I had seen, at the master's stables, three very good horses which I engaged for my journey. The day before my departure, he told me these horses were gone in another direction, but that I should have three others equally good. As I saw no reason why he should prefer another customer to me, I assented. He supplied me with two stout horses and a very weakly one. Louis, my coachman, told me, afterwards, that his master had found an opportunity of selling the three horses I had first seen, and to make up my number had been obliged to buy one from a fiacre the very day of my departure. It is impossible to be aware of all the oblique means and motives of men of the character of this voiturier. All the defence that can be prepared against them is, to see every thing, write down every thing, and, above all, to have time at command.
This mode of travelling by the voiturier is now generally adopted by travellers of the first respectability, and where the whole voiture is engaged, differs in no respect from travelling in a private carriage, except that the right of property in the horses and carriage is but temporary, and the coachman does not wear a livery. I am acquainted with persons, who would not choose to be considered otherwise than as persons of distinction, who have travelled in this way. I have seen attestations of the good conduct of the coachman or voiturier signed with names, some of which were known to me, and sealed with armorial bearings, according to the English use abroad. I dwell on this point, because voituriers are unknown in England, and the mode of travelling is in low repute abroad, where, from the way in which it is practised, it is impossible it should be creditable.
In France and Italy there are but few stage-coaches, and no good ones but between the towns on the channel and Paris. The post-houses furnish no carriages, but horses only. In every great town there are persons whose trade is to keep carriages ready for those who want to take journeys, but have no carriage of their own. Two or three places being engaged, the voiturier, now afloat, makes up his cargo as he can: rather than have any vacant space in his carriage, he will sell it at a low rate to such as can afford to pay but low prices; he then makes up with dead lumber what is wanting in weight of live stock; and the good people, thus assembled, thus encumbered, proceed as they can under the auspices of the conductor, who presides at their meals. All this accounts very well for some English making a difficulty in avowing their having travelled by the voiturier, and for the French aubergistes and others confounding, at first, all inmates of carriages of the same denomination.

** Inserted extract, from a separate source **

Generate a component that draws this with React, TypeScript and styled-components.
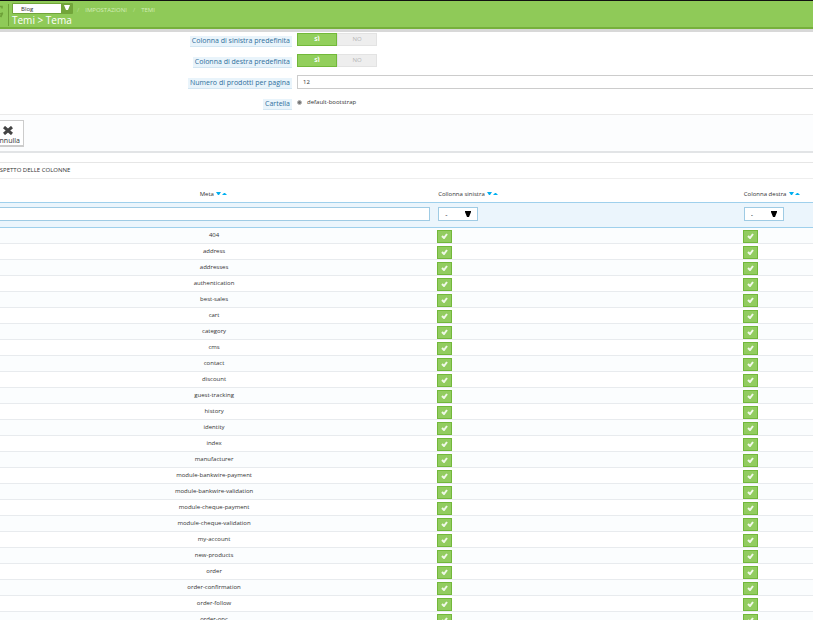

I do not suppose that any respectable English family has travelled in the manner above described. I do not know that any single persons have done so. It is evident that a voiture, engaged for the sole use and service of him who hires it, is "quite another thing."
I would have purchased a berline at Paris, and travelled post,—a plan not more expensive, as I could have gone twice as far in the day as with the same horses it was possible to do,—but the regulations of the post not only require six horses for six persons, but make no provision for any number more than six in the same carriage,—a case as little contemplated as parricide among the ancient Romans. I must therefore have had two carriages, or disputed the question at every post-house. Add to this, that a travelling carriage is not well-suited for a town, nor a town carriage for travelling.
The places in the cabriolet were a perpetual subject of contest among my children, and I had enough to do to arbitrate who should ride outside. Louis, the coachman, was very good-natured to them, and never complained of the frequent interruptions and trouble which they caused him. This was the more laudable in him, as he was a Breton; and the Bretons, like those from whom they derive their origin,—the ancient Britons of Wales,—are said to have la tête chaude:[25] Louis, on several occasions, was hot-headed enough. He had served, as had almost every man at this time in France, and had been a sous-officier; and, while my eldest son and I walked by his side in mounting the hills, regaled us with accounts of his military exploits, amongst which he seemed to consider his duels as giving the most indisputable proof of personal and individual courage. He said that there had been a great deal of coquinerie[26] in the revolution,—an opinion in which he was by no means singular; and that, if it should break out again, there would be more assassination than ever. Neither was he singular in his apprehension of new troubles: a priest, whom I met at Paris, told me, "la révolution ne fait que commencer."[27] His wish assuredly was not "father to that thought." All this was pleasant hearing to a man who had embarked his family in an expedition like mine. The event proves the wisdom of the king, whom his party declared not to be a royalist.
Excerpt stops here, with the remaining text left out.